Il n’y a donc pas une génération de la résistance ou de la guerre froide qui succéderait à la génération de la crise mais des générations. Les plus âgés ont été des universitaires catholiques travaillant au cœur de l’université laïque et sont devenus souvent des "théologiens en veston" ; les deuxièmes ont été fortement marqués par l’Action catholique et tout particulièrement par la JEC ; les troisièmes sont davantage issus de la matrice qu’a constituée l’aumônerie des abbés Brien et Biard. Tous ont été marqués par la guerre : les premiers par la lutte contre le nazisme, les seconds par la guerre d’Algérie. Ces générations ou demi-générations sont unies par des liens confessionnels et une même exigence d’engagement laïc au service de la foi.

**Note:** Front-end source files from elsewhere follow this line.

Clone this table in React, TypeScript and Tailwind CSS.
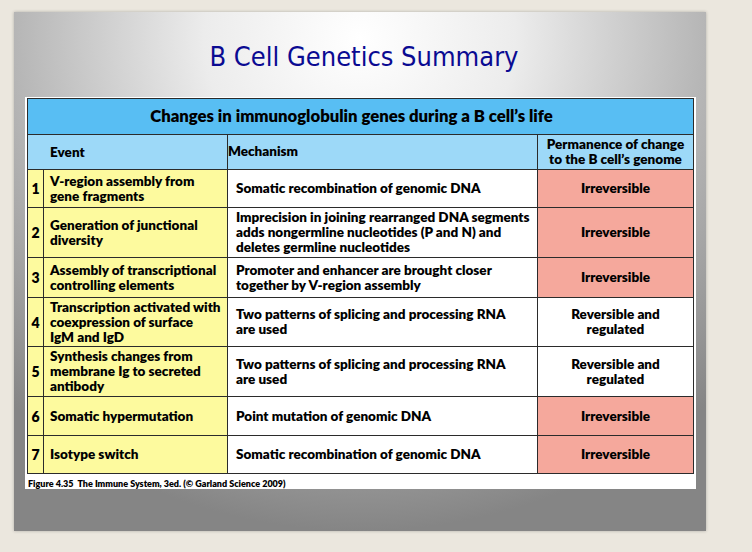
import React from "react";

type Row = {
  n: string;
  event: string[];
  mechanism: string[];
  permanence: string[];
  reversible?: boolean;
};

const rows: Row[] = [
  { n: "1", event: ["V-region assembly from", "gene fragments"], mechanism: ["Somatic recombination of genomic DNA"], permanence: ["Irreversible"] },
  {
    n: "2",
    event: ["Generation of junctional", "diversity"],
    mechanism: ["Imprecision in joining rearranged DNA segments", "adds nongermline nucleotides (P and N) and", "deletes germline nucleotides"],
    permanence: ["Irreversible"],
  },
  {
    n: "3",
    event: ["Assembly of transcriptional", "controlling elements"],
    mechanism: ["Promoter and enhancer are brought closer", "together by V-region assembly"],
    permanence: ["Irreversible"],
  },
  {
    n: "4",
    event: ["Transcription activated with", "coexpression of surface", "IgM and IgD"],
    mechanism: ["Two patterns of splicing and processing RNA", "are used"],
    permanence: ["Reversible and", "regulated"],
    reversible: true,
  },
  {
    n: "5",
    event: ["Synthesis changes from", "membrane Ig to secreted", "antibody"],
    mechanism: ["Two patterns of splicing and processing RNA", "are used"],
    permanence: ["Reversible and", "regulated"],
    reversible: true,
  },
  { n: "6", event: ["Somatic hypermutation"], mechanism: ["Point mutation of genomic DNA"], permanence: ["Irreversible"] },
  { n: "7", event: ["Isotype switch"], mechanism: ["Somatic recombination of genomic DNA"], permanence: ["Irreversible"] },
];

const Lines = ({ lines }: { lines: string[] }) => (
  <>
    {lines.map((l, i) => (
      <span key={i} className="block whitespace-nowrap">
        {l}
      </span>
    ))}
  </>
);

export default function App() {
  return (
    <div className="w-[752px] h-[552px] bg-[#ebe7de] pt-[12px] pl-[14px] overflow-hidden">
      <div className="w-[692px] h-[519px] bg-[radial-gradient(ellipse_75%_95%_at_50%_5%,#ffffff_0%,#ececec_30%,#b8b8b8_65%,#858585_100%)] shadow-[0_0_3px_rgba(0,0,0,0.25)] flex flex-col">
        <h1 className="h-[85px] pt-[28px] pl-[8px] text-center text-[27px] leading-[34px] text-[#0a0a92] font-['Comic_Sans_MS','DejaVu_Sans_Condensed','DejaVu_Sans',sans-serif]">
          B Cell Genetics Summary
        </h1>
        <div className="ml-[11px] w-[671px] h-[392px] bg-white pt-[1px] pl-[2px] font-['Lato','Open_Sans',sans-serif] font-extrabold text-black">
          <div className="grid grid-cols-[15px_183px_309px_155px] grid-rows-[35px_34px_37px_49px_39px_48px_49px_38px_37px] gap-px bg-[#2b2b2b] border border-[#2b2b2b] w-[667px] text-[13.5px] leading-[15px]">
            <div className="col-span-4 bg-[#58bef3] flex items-center justify-center text-[16.7px] pr-[18px]">
              Changes in immunoglobulin genes during a B cell’s life
            </div>
            <div className="col-span-2 bg-[#9dd9f8] flex items-center pl-[22px] pt-[1px]">Event</div>
            <div className="bg-[#9dd9f8] flex items-center pb-[2px]">Mechanism</div>
            <div className="bg-[#9dd9f8] flex flex-col justify-center items-center text-center">
              <Lines lines={["Permanence of change", "to the B cell’s genome"]} />
            </div>
            {rows.map((r) => (
              <React.Fragment key={r.n}>
                <div className="bg-[#fdfa9e] flex items-center justify-center text-[14px]">{r.n}</div>
                <div className="bg-[#fdfa9e] flex flex-col justify-center pl-[6px]">
                  <Lines lines={r.event} />
                </div>
                <div className="bg-white flex flex-col justify-center pl-[8px]">
                  <Lines lines={r.mechanism} />
                </div>
                <div
                  className={`flex flex-col justify-center items-center text-center ${
                    r.reversible ? "bg-white" : "bg-[#f5a89c]"
                  }`}
                >
                  <Lines lines={r.permanence} />
                </div>
              </React.Fragment>
            ))}
          </div>
          <div className="pl-[1px] pt-[4px] text-[9px] leading-[11px]">
            Figure 4.35&nbsp; The Immune System, 3ed. (© Garland Science 2009)
          </div>
        </div>
      </div>
    </div>
  );
}
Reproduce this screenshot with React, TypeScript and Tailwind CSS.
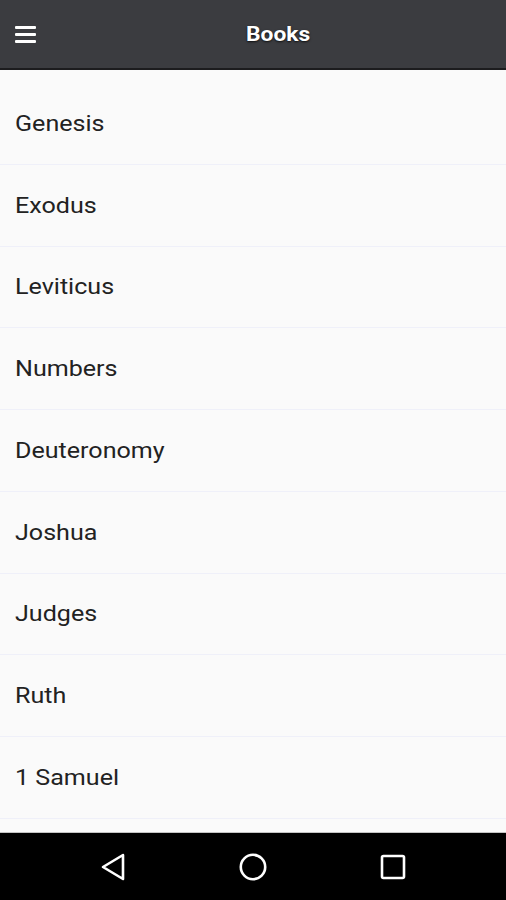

Depuis les origines du CCIF, l’équipe avait bénéficié de la confiance de l’archevêque de Paris, celle du cardinal Suhard puis celle du cardinal Feltin (même si les liens auprès de ce dernier étaient moins étroits qu’avec le précédent). Le milieu des années 1950 avait été marqué par des tensions entre l’équipe du "61" et certaines autorités romaines, la convocation de l’abbé Berrar devant le Saint-Office en 1956 en avait manifesté la phase paroxystique. La mort de Pie XII, en octobre 1958, et l’annonce d’un concile œcuménique en janvier 1959 par le nouveau pape Jean XXIII conduit l’équipe à renouveler les liens avec certaines autorités italiennes.

Notes
986.

Sa famille comptait parmi ses ancêtres un doge de Venise, Alfred de Vigny et l’arrière-grand-mère de Pie XII !

987.

En constituant, à quelques mètres de la rue Madame, des Entretiens philosophiques, elle concurrençait directement les activités du Centre catholique des intellectuels français. L’équipe lui demande donc de choisir entre les deux organismes.

988.

Toutes ces indications viennent de la lecture et du comptage systématique des comptes rendus des comités de rédaction. Voir en annexe (2) le tableau des membres participant au comité de rédaction et au comité directeur ainsi que la liste des membres venus aux réunions de 1945 à 1976. La lecture montre l’extrême fluctuation des personnes. Il est donc possible de déterminer quelques constantes mais impossible de préciser davantage. Les témoins eux-mêmes se souviennent très rarement de leur date d’entrée dans l’équipe !

989.

Les deux derniers s’éloignent assez vite d’ailleurs.

990.

Voir sur ce groupe l’article de Claude Langlois : "Michel de Certeau et le Groupe de La Bussière", dans Recherches de science religieuse, avril-juin 1988, p. 227-231.

991.

Le premier est né en 1941, il a intégré l’École normale supérieure de Saint-Cloud et prépare une thèse sur l’œcuménisme sous la direction du professeur René Rémond. Le second est né en 1937, agrégé d’histoire, il est assistant à l’EHESS.

992.

Pour le traitement de ces sujets, voir infra.

993.

Robert Lennuier, dossier 5, AICP. Voir infra.

994.

Né en 1927, il entre dans la Compagnie de Jésus et devient spécialiste de la doctrine sociale de l’Église et de Marx.

995.

Né en 1918, journaliste, ancien rédacteur en chef de Témoignage chrétien (1945-1951), il devient rédacteur en chef de L’Actualité religieuse dans le monde.

996.

Ancien élève de l’École normale supérieure de la rue d’Ulm, il commence une carrière d’expert politique puis se consacre à l’écriture littéraire.